Amanda Lagerkvist is a media phenomenologist, an associate professor in media and communication Studies, and a research fellow at the Department of Informatics and Media at Uppsala University. Lagerkvist is also principal investigator of the Uppsala Informatics and Media Hub for Digital Existence: https://www.im.uu.se/research/hub-for-digtal-existence As Wallenberg Academy Fellow (2014-2018) she founded the emergent field of ‘existential media studies’. She is currently working on a monograph, Existential Media, contracted by OUP, which focuses the broader merits of existential philosophy for media studies in the context of the increasing digitalization of death and automation of the lifeworld. In her new project: “BioMe: Existential Challenges and Ethical Imperatives of Biometric AI in Everyday Lifeworlds” (starting 2020, and funded by the Marianne and Marcus Wallenberg Foundation within WASP-HS: http://wasp-hs.org) she and her group will study the lived experiences of biometric AI, for example voice and face recognition technologies. She chairs the interdisciplinary research network DIGMEX, and she is the editor of Digital Existence: Ontology, Ethics and Transcendence in Digital Culture (Routledge, 2019) with a foreword by John D. Peters.

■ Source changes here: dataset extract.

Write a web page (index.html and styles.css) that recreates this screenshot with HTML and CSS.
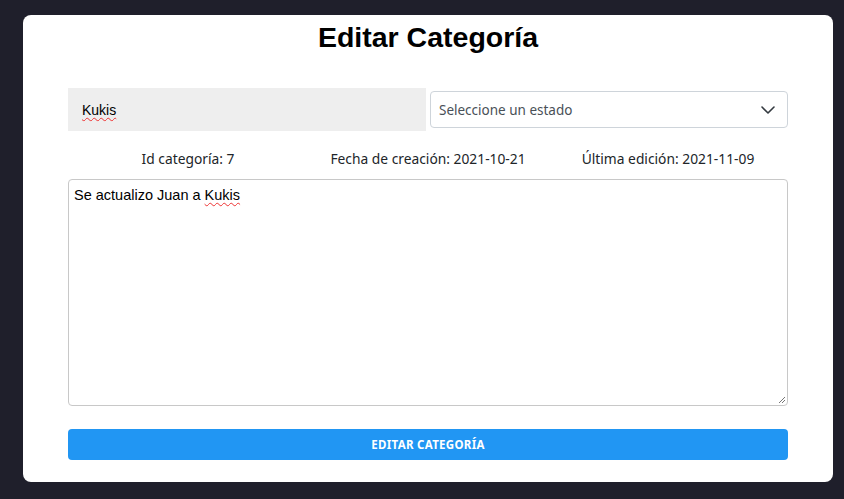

Charles M. Ess, (PhD, Pennsylvania State University, USA) is Professor in Media Studies, Department of Media and Communication, University of Oslo. He works across the intersections of philosophy, computing, applied ethics, comparative philosophy and religious studies, and media studies, with emphases on research ethics, Digital Religion, virtue ethics, and social robots. Ess has published extensively on ethical pluralism, culturally-variable ethical norms and communicative preferences in cross-cultural approaches to Information and Computing Ethics, and their applications to everyday digital media technologies; the 3rd edition of his Digital Media Ethics will be published in early 2020. He serves as co-chair and editor of the forthcoming Internet Research Ethics Guidelines 3.0, Association of Internet Researchers. He currently explores possible complementarities between ethics and the social sciences, and their implications for applied ethics in ICT design and implementation, including social robots and AI. Ess is an ethics advisor and/or co-researcher in social robotics projects. He is a founding member of the International Association for Computing and Philosophy (IACAP) and served as President (2012-2016) of the International Society for Ethics in Information Technology (INSEIT).

Gavin Feller is a postdoctoral fellow at Humlab, Umeå University, interested in the intersection of media, religion, and technology. He is currently working on a book on Mormonism and 20th Century new media and conducting research on emerging video filtering technologies for religious audiences.